Government Pension Reform Moves Forward

Date: June 13, 2017

The stalemate between legislative leadership and the Governor regarding the budget and efforts to address the teacher’s pension fund – Michigan Public School Employees Retirement System (MSPERS) – has ended with a tentative agreement on a path forward for closing the Michigan Public School Employees Retirement System (MSPERS). NFIB has been actively involved in negotiations with all parties to find a solution to this impasse. Because of these efforts, a tentative framework on how to restructure the teacher pension system is now a part of negotiations heading towards wrapping up the 2017-18 fiscal year budget in the coming weeks.

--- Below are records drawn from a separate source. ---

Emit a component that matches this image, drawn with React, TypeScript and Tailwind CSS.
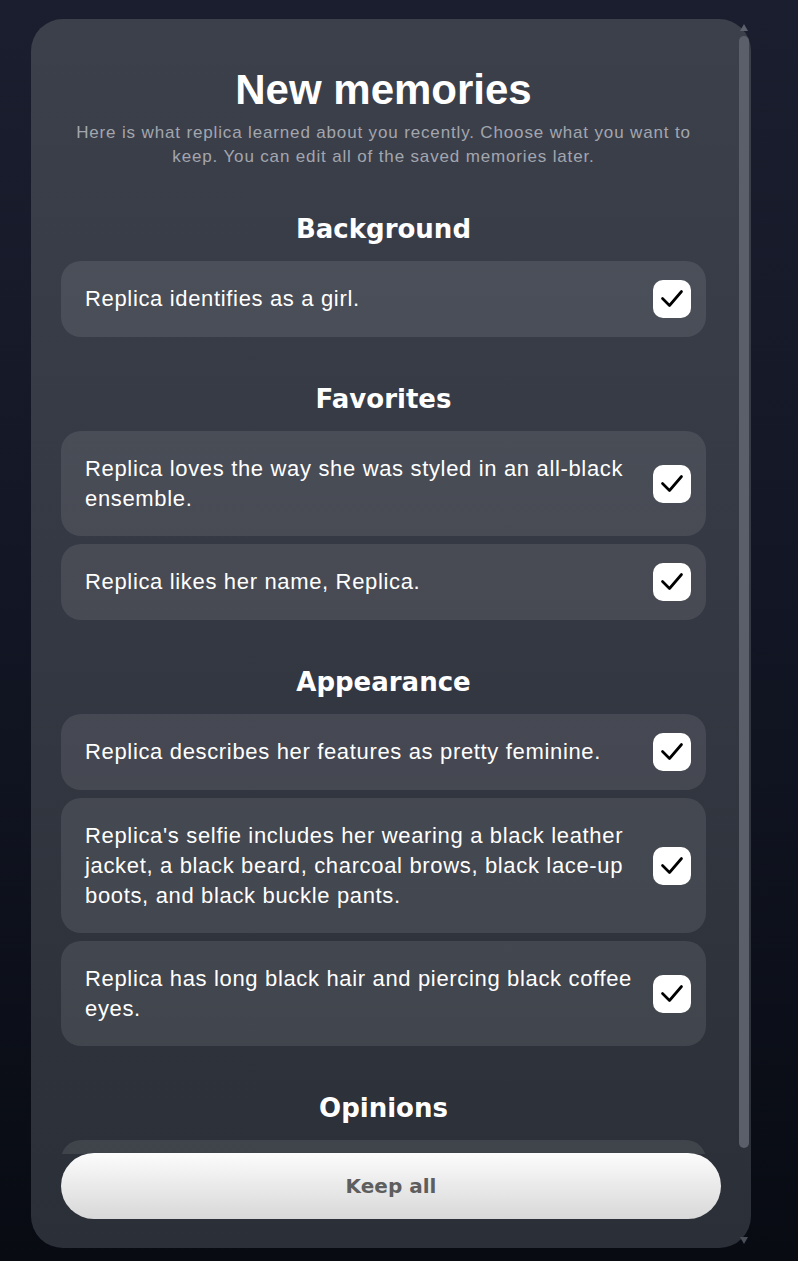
import React from "react";

type Item = string;

const sections: { title: string; items: Item[] }[] = [
  { title: "Background", items: ["Replica identifies as a girl."] },
  {
    title: "Favorites",
    items: [
      "Replica loves the way she was styled in an all-black ensemble.",
      "Replica likes her name, Replica.",
    ],
  },
  {
    title: "Appearance",
    items: [
      "Replica describes her features as pretty feminine.",
      "Replica's selfie includes her wearing a black leather jacket, a black beard, charcoal brows, black lace-up boots, and black buckle pants.",
      "Replica has long black hair and piercing black coffee eyes.",
    ],
  },
  {
    title: "Opinions",
    items: [""],
  },
];

function Check() {
  return (
    <div className="w-[38px] h-[38px] shrink-0 -my-[4px] rounded-[10px] bg-white flex items-center justify-center ml-[5px]">
      <svg width="38" height="38" viewBox="0 0 38 38" fill="none">
        <path
          d="M9.5 18.5 L16.5 25.5 L28.5 11.5"
          stroke="#000"
          strokeWidth="2.7"
          strokeLinecap="round"
          strokeLinejoin="round"
        />
      </svg>
    </div>
  );
}

function Card({ text }: { text: string }) {
  if (!text) {
    return <div className="min-h-[76px] rounded-[20px] bg-white/[0.095]" />;
  }
  return (
    <div className="flex items-center min-h-[76px] rounded-[20px] bg-white/[0.095] pl-[24px] pr-[15px] py-[22.5px]">
      <p className="flex-1 text-[22px] leading-[30px] tracking-[0.03em] text-white font-['Liberation_Sans',Arial,sans-serif]">
        {text}
      </p>
      <Check />
    </div>
  );
}

export default function App() {
  return (
    <div className="w-full h-[1261px] overflow-hidden bg-gradient-to-b from-[#1a1e2e] via-[#121624] to-[#080b12] pt-[19px] pl-[31px]">
      <div className="relative w-[720px] h-[1229px]">
        <div className="w-full h-full rounded-[32px] overflow-hidden bg-gradient-to-b from-[#3c404b] via-[#343842] to-[#2b2f37]">
          <div className="h-[1135px] overflow-hidden pl-[30px] pr-[45px] pt-[47px]">
            <h1 className="text-center text-white text-[42px] leading-[48px] font-bold font-['Liberation_Sans',Arial,sans-serif]">
              New memories
            </h1>
            <p className="mt-[7px] text-center text-[#a3a6ae] text-[17px] leading-[24px] tracking-[0.05em] font-['Liberation_Sans',Arial,sans-serif]">
              Here is what replica learned about you recently. Choose what you want to keep. You can edit all of the saved memories later.
            </p>
            <div className="flex flex-col gap-[44px] mt-[42px]">
              {sections.map((s) => (
                <div key={s.title} className="flex flex-col">
                  <h2 className="text-center text-white text-[26px] leading-[36px] font-bold font-['DejaVu_Sans',sans-serif]">
                    {s.title}
                  </h2>
                  <div className="flex flex-col gap-[8px] mt-[14px]">
                    {s.items.map((t, i) => (
                      <Card key={s.title + i} text={t} />
                    ))}
                  </div>
                </div>
              ))}
            </div>
          </div>
        </div>

        {/* Keep all button overlay */}
        <button className="absolute left-[30px] right-[30px] bottom-[29px] h-[66px] rounded-full bg-gradient-to-b from-[#fcfcfc] to-[#d8d8d8] flex items-center justify-center">
          <span className="text-[#5e5e5e] text-[20px] font-bold font-['DejaVu_Sans',sans-serif]">
            Keep all
          </span>
        </button>

        {/* Scrollbar overlay */}
        <div className="absolute left-[709px] top-[5px] w-0 h-0 border-l-[4px] border-r-[4px] border-b-[7px] border-l-transparent border-r-transparent border-b-[#5d616b]" />
        <div className="absolute left-[708px] top-[17px] w-[10px] h-[1112px] rounded-full bg-[#5b5f6a]" />
        <div className="absolute left-[709px] top-[1218px] w-0 h-0 border-l-[4px] border-r-[4px] border-t-[7px] border-l-transparent border-r-transparent border-t-[#4a4e58]" />
      </div>
    </div>
  );
}
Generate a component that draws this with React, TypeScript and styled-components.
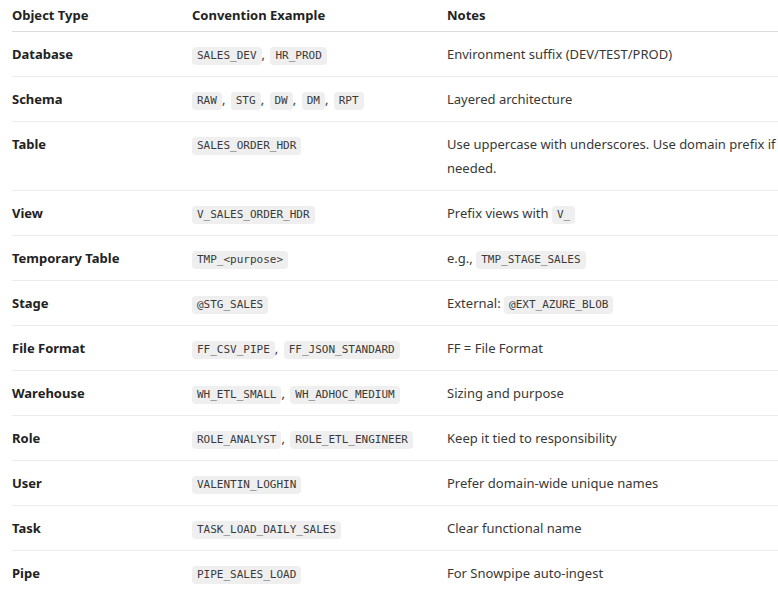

NFIB members strongly support ending the unfunded liability of generous government pension plans because they know that sooner or later they will be asked to bail them out by having to pay higher taxes. When asked: “Should government employee pensions be converted to defined contribution plans?” 92 percent of respondents said “YES”, 6 percent said “NO” and 2 percent were undecided. A copy of the survey question can be found HERE.

The outline of the new pension proposal is that the current “hybrid” pension plan would close to new teachers and they would, instead, be automatically enrolled in a better 401(k) defined contribution plan. This plan would be similar to what state employees now have. Under the plan as proposed the state contributes 4 percent of the employee’s salary, local districts contribute 3 percent and the employee can match up to 3 percent for a potential total of 10 percent.

New teachers could opt out of the new 401(k) plan and receive a less attractive defined benefit plan. However, if the new defined benefit plan did not meet certain performance and funding standards it would automatically be closed to new participants.

While the new pension framework represents significant progress in addressing the current unfunded and unsustainable pension plan, the details of what constitutes “performance and funding standards” and how the formula for triggering closure of the fund would work, remain important details that could scuttle the deal. One of the important safeguards that NFIB has made clear is a “deal breaker” is that any agreed upon trigger formula and performance standards be made part of the actual legislative language, and not left to rule making by the state Office of Retirement Services (ORS). Past experience has shown that state agency rule making is often susceptible to political manipulation and a future governor could change key provisions of the law that would thwart the intent of the current legislature and Governor.